Given request:
All of the data should be output character for character, except the pictures.

Collected data:
╭──

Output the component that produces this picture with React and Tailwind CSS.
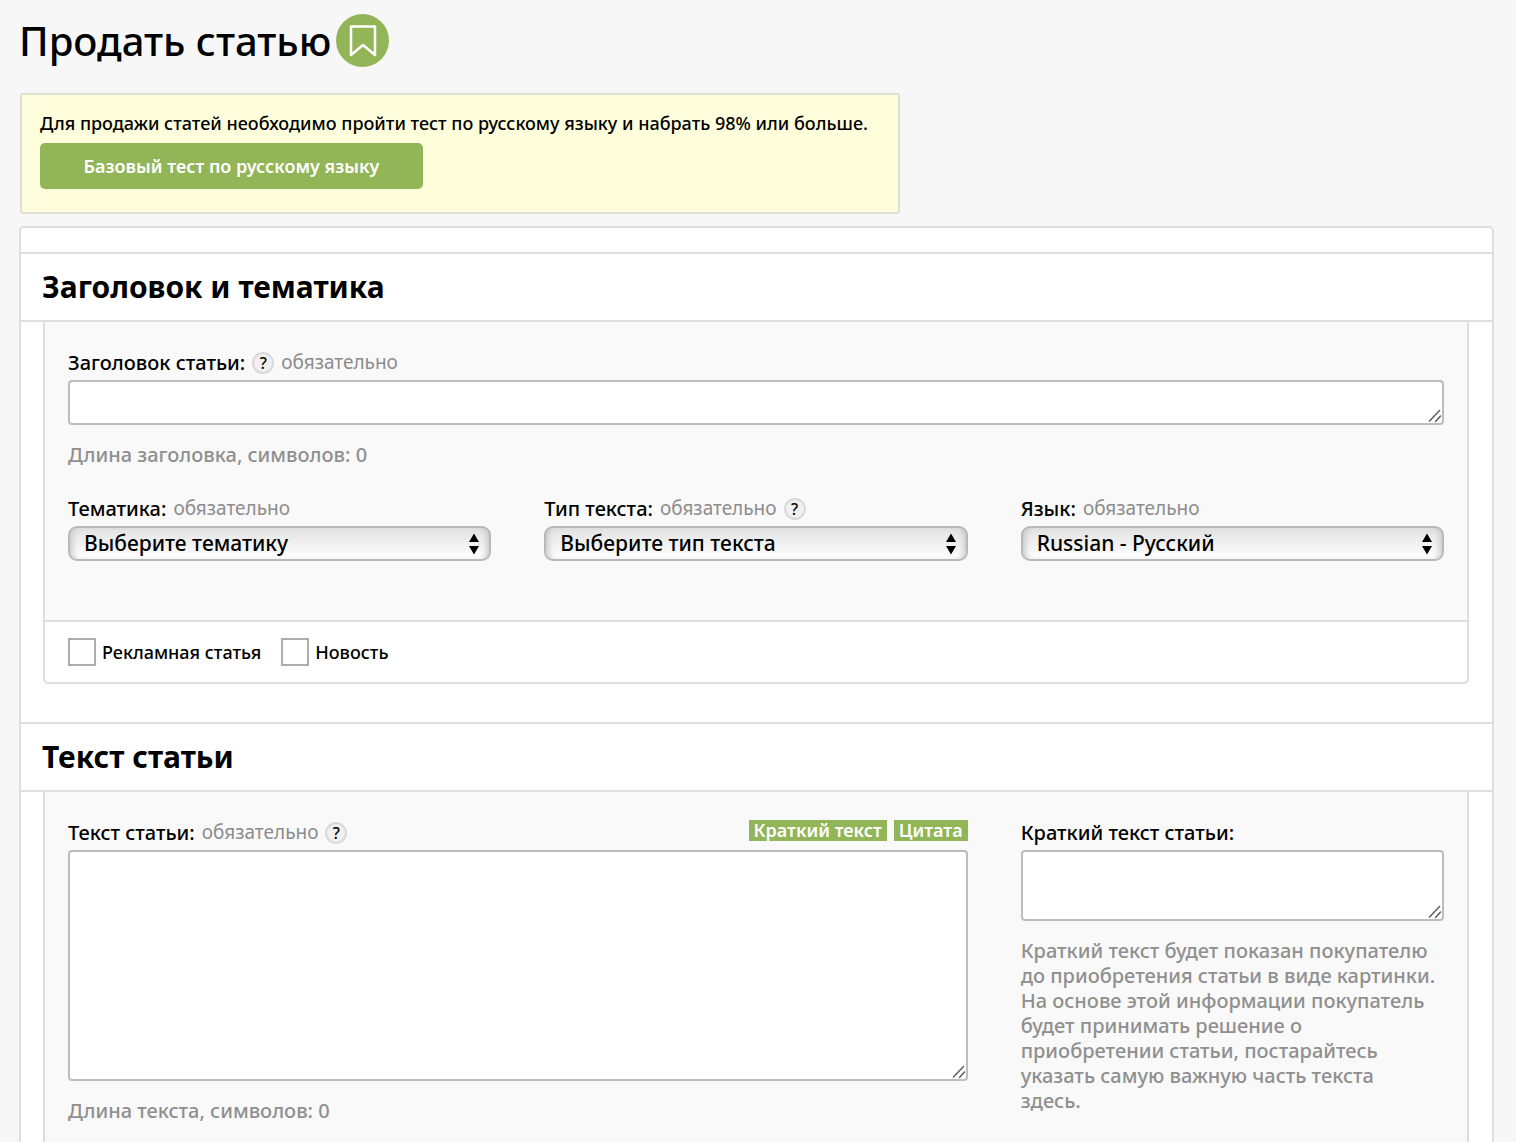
import { useState } from "react";

const LINE = "border-[#dedede]";

function Help({ label }) {
  return (
    <button
      type="button"
      aria-label={label}
      className="flex size-[22px] shrink-0 items-center justify-center rounded-full border-2 border-[#d9d9d9] bg-[#f0f0f0] text-[16px] leading-none font-medium text-black"
    >
      ?
    </button>
  );
}

function Required() {
  return <span className="text-[19px] text-[#8c8c8c]">обязательно</span>;
}

function Label({ htmlFor, children }) {
  return (
    <label htmlFor={htmlFor} className="text-[20px] font-medium text-black">
      {children}
    </label>
  );
}

function FieldHead({ children }) {
  return <div className="flex h-[32px] items-center gap-[7px] pb-[3px]">{children}</div>;
}

function Area({ id, value, onChange, className }) {
  return (
    <div className="relative">
      <textarea
        id={id}
        value={value}
        onChange={onChange}
        className={
          "block w-full resize-none rounded-[4px] border-2 border-[#bdbdbd] bg-white px-3 py-1 text-[20px] outline-none " +
          className
        }
      />
      <svg
        viewBox="0 0 14 14"
        className="pointer-events-none absolute right-[2px] bottom-[2px] size-[14px]"
        stroke="#5c5c5c"
        strokeWidth="1.5"
        strokeLinecap="round"
        aria-hidden="true"
      >
        <path d="M1.5 12 L11.5 1.5 M7.5 12.5 L12.5 7" />
      </svg>
    </div>
  );
}

function Select({ id, options }) {
  return (
    <div className="relative">
      <select
        id={id}
        className="block h-[35px] w-full appearance-none rounded-[9px] border-2 border-[#b9b9b9] bg-linear-to-b from-[#e2e2e2] to-white pr-10 pb-[2px] pl-[14px] text-[21px] leading-[28px] font-medium text-black shadow-[inset_6px_0_6px_-4px_#c4c4c4,inset_-6px_0_6px_-4px_#c4c4c4] outline-none"
      >
        {options.map((o) => (
          <option key={o}>{o}</option>
        ))}
      </select>
      <svg
        viewBox="0 0 12 22"
        className="pointer-events-none absolute top-[7px] right-[11px] h-[22px] w-[12px]"
        aria-hidden="true"
      >
        <path d="M6 .5 L11 9 H1 Z M1 13 H11 L6 21.500 Z" />
      </svg>
    </div>
  );
}

function SectionTitle({ children }) {
  return (
    <h2 className={"border-y-2 px-[21px] pt-[11px] pb-[11px] text-[30px] leading-[44px] font-bold text-black " + LINE}>
      {children}
    </h2>
  );
}

function Check({ children }) {
  return (
    <label className="flex items-center gap-[6px] text-[18px] font-medium text-black">
      <input
        type="checkbox"
        className="size-[28px] appearance-none border-2 border-[#adadad] bg-white checked:bg-[#92b558]"
      />
      {children}
    </label>
  );
}

export default function App() {
  const [title, setTitle] = useState("");
  const [text, setText] = useState("");
  const [brief, setBrief] = useState("");

  return (
    <main className="h-screen overflow-hidden bg-[#f7f7f7] px-[20px] pt-[14px] font-['Trebuchet_MS','Noto_Sans',sans-serif] text-black">
      <header className="-ml-px flex items-center gap-[5px]">
        <h1 className="text-[40px] leading-[53px] font-medium">Продать статью</h1>
        <button
          type="button"
          aria-label="Добавить в закладки"
          className="flex size-[53px] items-center justify-center rounded-full bg-[#92b558]"
        >
          <svg viewBox="0 0 28 32" className="h-[32px] w-[28px]" fill="none" stroke="#fff" strokeWidth="2.500" strokeLinejoin="round" aria-hidden="true">
            <path d="M2 1.500 H26 V30 L14 20 L2 30 Z" />
          </svg>
        </button>
      </header>

      <section className="mt-[26px] w-[880px] max-w-full rounded-[3px] border-2 border-[#dfe0d2] bg-[#fefedd] px-[18px] pt-[14px] pb-[23px]">
        <p className="text-[18px] leading-[28px] font-medium">
          Для продажи статей необходимо пройти тест по русскому языку и набрать 98% или больше.
        </p>
        <button
          type="button"
          className="mt-[6px] block h-[46px] w-[383px] rounded-[5px] bg-[#92b558] text-[18px] font-semibold text-white"
        >
          Базовый тест по русскому языку
        </button>
      </section>

      <form className={"mt-[12px] -ml-px mr-[2px] rounded-[5px] border-2 bg-white pt-[24px] " + LINE}>
        <SectionTitle>Заголовок и тематика</SectionTitle>
        <div className={"mr-[23px] mb-[38px] ml-[22px] rounded-b-[5px] border-2 border-t-0 bg-white " + LINE}>
          <div className={"border-b-2 bg-[#f9f9f9] px-[23px] pt-[26px] pb-[59px] " + LINE}>
            <FieldHead>
              <Label htmlFor="title">Заголовок статьи:</Label>
              <Help label="Подсказка: заголовок статьи" />
              <Required />
            </FieldHead>
            <Area id="title" value={title} onChange={(e) => setTitle(e.target.value)} className="h-[45px]" />
            <p className="mt-[16px] text-[20px] leading-[28px] font-medium text-[#8f8f8f]">
              Длина заголовка, символов: {title.length}
            </p>
            <div className="mt-[25px] grid grid-cols-3 gap-[53px]">
              <div>
                <FieldHead>
                  <Label htmlFor="topic">Тематика:</Label>
                  <Required />
                </FieldHead>
                <Select id="topic" options={["Выберите тематику"]} />
              </div>
              <div>
                <FieldHead>
                  <Label htmlFor="kind">Тип текста:</Label>
                  <Required />
                  <Help label="Подсказка: тип текста" />
                </FieldHead>
                <Select id="kind" options={["Выберите тип текста"]} />
              </div>
              <div>
                <FieldHead>
                  <Label htmlFor="lang">Язык:</Label>
                  <Required />
                </FieldHead>
                <Select id="lang" options={["Russian - Русский"]} />
              </div>
            </div>
          </div>
          <div className="flex h-[60px] items-center gap-[20px] px-[23px]">
            <Check>Рекламная статья</Check>
            <Check>Новость</Check>
          </div>
        </div>

        <SectionTitle>Текст статьи</SectionTitle>
        <div className={"mr-[23px] ml-[22px] grid grid-cols-3 gap-[53px] border-x-2 bg-[#f9f9f9] px-[23px] pt-[26px] pb-[60px] " + LINE}>
          <div className="col-span-2">
            <FieldHead>
              <Label htmlFor="text">Текст статьи:</Label>
              <Required />
              <Help label="Подсказка: текст статьи" />
              <div className="ml-auto flex gap-[7px] pb-[4px] text-[18px] leading-[21px] font-semibold text-white">
                <button type="button" className="bg-[#92b558] px-[5px]">Краткий текст</button>
                <button type="button" className="bg-[#92b558] px-[5px]">Цитата</button>
              </div>
            </FieldHead>
            <Area id="text" value={text} onChange={(e) => setText(e.target.value)} className="h-[231px]" />
            <p className="mt-[16px] text-[20px] leading-[28px] font-medium text-[#8f8f8f]">
              Длина текста, символов: {text.length}
            </p>
          </div>
          <div>
            <FieldHead>
              <Label htmlFor="brief">Краткий текст статьи:</Label>
            </FieldHead>
            <Area id="brief" value={brief} onChange={(e) => setBrief(e.target.value)} className="h-[71px]" />
            <p className="mt-[17px] pr-[6px] text-[20px] leading-[25px] font-medium text-[#8f8f8f]">
              Краткий текст будет показан покупателю до приобретения статьи в виде картинки. На основе этой
              информации покупатель будет принимать решение о приобретении статьи, постарайтесь указать самую
              важную часть текста здесь.
            </p>
          </div>
        </div>
      </form>
    </main>
  );
}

╰──

Final result:
Output the component that produces this picture with React and Tailwind CSS.
import { useState } from "react";

const LINE = "border-[#dedede]";

function Help({ label }) {
  return (
    <button
      type="button"
      aria-label={label}
      className="flex size-[22px] shrink-0 items-center justify-center rounded-full border-2 border-[#d9d9d9] bg-[#f0f0f0] text-[16px] leading-none font-medium text-black"
    >
      ?
    </button>
  );
}

function Required() {
  return <span className="text-[19px] text-[#8c8c8c]">обязательно</span>;
}

function Label({ htmlFor, children }) {
  return (
    <label htmlFor={htmlFor} className="text-[20px] font-medium text-black">
      {children}
    </label>
  );
}

function FieldHead({ children }) {
  return <div className="flex h-[32px] items-center gap-[7px] pb-[3px]">{children}</div>;
}

function Area({ id, value, onChange, className }) {
  return (
    <div className="relative">
      <textarea
        id={id}
        value={value}
        onChange={onChange}
        className={
          "block w-full resize-none rounded-[4px] border-2 border-[#bdbdbd] bg-white px-3 py-1 text-[20px] outline-none " +
          className
        }
      />
      <svg
        viewBox="0 0 14 14"
        className="pointer-events-none absolute right-[2px] bottom-[2px] size-[14px]"
        stroke="#5c5c5c"
        strokeWidth="1.5"
        strokeLinecap="round"
        aria-hidden="true"
      >
        <path d="M1.5 12 L11.5 1.5 M7.5 12.5 L12.5 7" />
      </svg>
    </div>
  );
}

function Select({ id, options }) {
  return (
    <div className="relative">
      <select
        id={id}
        className="block h-[35px] w-full appearance-none rounded-[9px] border-2 border-[#b9b9b9] bg-linear-to-b from-[#e2e2e2] to-white pr-10 pb-[2px] pl-[14px] text-[21px] leading-[28px] font-medium text-black shadow-[inset_6px_0_6px_-4px_#c4c4c4,inset_-6px_0_6px_-4px_#c4c4c4] outline-none"
      >
        {options.map((o) => (
          <option key={o}>{o}</option>
        ))}
      </select>
      <svg
        viewBox="0 0 12 22"
        className="pointer-events-none absolute top-[7px] right-[11px] h-[22px] w-[12px]"
        aria-hidden="true"
      >
        <path d="M6 .5 L11 9 H1 Z M1 13 H11 L6 21.500 Z" />
      </svg>
    </div>
  );
}

function SectionTitle({ children }) {
  return (
    <h2 className={"border-y-2 px-[21px] pt-[11px] pb-[11px] text-[30px] leading-[44px] font-bold text-black " + LINE}>
      {children}
    </h2>
  );
}

function Check({ children }) {
  return (
    <label className="flex items-center gap-[6px] text-[18px] font-medium text-black">
      <input
        type="checkbox"
        className="size-[28px] appearance-none border-2 border-[#adadad] bg-white checked:bg-[#92b558]"
      />
      {children}
    </label>
  );
}

export default function App() {
  const [title, setTitle] = useState("");
  const [text, setText] = useState("");
  const [brief, setBrief] = useState("");

  return (
    <main className="h-screen overflow-hidden bg-[#f7f7f7] px-[20px] pt-[14px] font-['Trebuchet_MS','Noto_Sans',sans-serif] text-black">
      <header className="-ml-px flex items-center gap-[5px]">
        <h1 className="text-[40px] leading-[53px] font-medium">Продать статью</h1>
        <button
          type="button"
          aria-label="Добавить в закладки"
          className="flex size-[53px] items-center justify-center rounded-full bg-[#92b558]"
        >
          <svg viewBox="0 0 28 32" className="h-[32px] w-[28px]" fill="none" stroke="#fff" strokeWidth="2.500" strokeLinejoin="round" aria-hidden="true">
            <path d="M2 1.500 H26 V30 L14 20 L2 30 Z" />
          </svg>
        </button>
      </header>

      <section className="mt-[26px] w-[880px] max-w-full rounded-[3px] border-2 border-[#dfe0d2] bg-[#fefedd] px-[18px] pt-[14px] pb-[23px]">
        <p className="text-[18px] leading-[28px] font-medium">
          Для продажи статей необходимо пройти тест по русскому языку и набрать 98% или больше.
        </p>
        <button
          type="button"
          className="mt-[6px] block h-[46px] w-[383px] rounded-[5px] bg-[#92b558] text-[18px] font-semibold text-white"
        >
          Базовый тест по русскому языку
        </button>
      </section>

      <form className={"mt-[12px] -ml-px mr-[2px] rounded-[5px] border-2 bg-white pt-[24px] " + LINE}>
        <SectionTitle>Заголовок и тематика</SectionTitle>
        <div className={"mr-[23px] mb-[38px] ml-[22px] rounded-b-[5px] border-2 border-t-0 bg-white " + LINE}>
          <div className={"border-b-2 bg-[#f9f9f9] px-[23px] pt-[26px] pb-[59px] " + LINE}>
            <FieldHead>
              <Label htmlFor="title">Заголовок статьи:</Label>
              <Help label="Подсказка: заголовок статьи" />
              <Required />
            </FieldHead>
            <Area id="title" value={title} onChange={(e) => setTitle(e.target.value)} className="h-[45px]" />
            <p className="mt-[16px] text-[20px] leading-[28px] font-medium text-[#8f8f8f]">
              Длина заголовка, символов: {title.length}
            </p>
            <div className="mt-[25px] grid grid-cols-3 gap-[53px]">
              <div>
                <FieldHead>
                  <Label htmlFor="topic">Тематика:</Label>
                  <Required />
                </FieldHead>
                <Select id="topic" options={["Выберите тематику"]} />
              </div>
              <div>
                <FieldHead>
                  <Label htmlFor="kind">Тип текста:</Label>
                  <Required />
                  <Help label="Подсказка: тип текста" />
                </FieldHead>
                <Select id="kind" options={["Выберите тип текста"]} />
              </div>
              <div>
                <FieldHead>
                  <Label htmlFor="lang">Язык:</Label>
                  <Required />
                </FieldHead>
                <Select id="lang" options={["Russian - Русский"]} />
              </div>
            </div>
          </div>
          <div className="flex h-[60px] items-center gap-[20px] px-[23px]">
            <Check>Рекламная статья</Check>
            <Check>Новость</Check>
          </div>
        </div>

        <SectionTitle>Текст статьи</SectionTitle>
        <div className={"mr-[23px] ml-[22px] grid grid-cols-3 gap-[53px] border-x-2 bg-[#f9f9f9] px-[23px] pt-[26px] pb-[60px] " + LINE}>
          <div className="col-span-2">
            <FieldHead>
              <Label htmlFor="text">Текст статьи:</Label>
              <Required />
              <Help label="Подсказка: текст статьи" />
              <div className="ml-auto flex gap-[7px] pb-[4px] text-[18px] leading-[21px] font-semibold text-white">
                <button type="button" className="bg-[#92b558] px-[5px]">Краткий текст</button>
                <button type="button" className="bg-[#92b558] px-[5px]">Цитата</button>
              </div>
            </FieldHead>
            <Area id="text" value={text} onChange={(e) => setText(e.target.value)} className="h-[231px]" />
            <p className="mt-[16px] text-[20px] leading-[28px] font-medium text-[#8f8f8f]">
              Длина текста, символов: {text.length}
            </p>
          </div>
          <div>
            <FieldHead>
              <Label htmlFor="brief">Краткий текст статьи:</Label>
            </FieldHead>
            <Area id="brief" value={brief} onChange={(e) => setBrief(e.target.value)} className="h-[71px]" />
            <p className="mt-[17px] pr-[6px] text-[20px] leading-[25px] font-medium text-[#8f8f8f]">
              Краткий текст будет показан покупателю до приобретения статьи в виде картинки. На основе этой
              информации покупатель будет принимать решение о приобретении статьи, постарайтесь указать самую
              важную часть текста здесь.
            </p>
          </div>
        </div>
      </form>
    </main>
  );
}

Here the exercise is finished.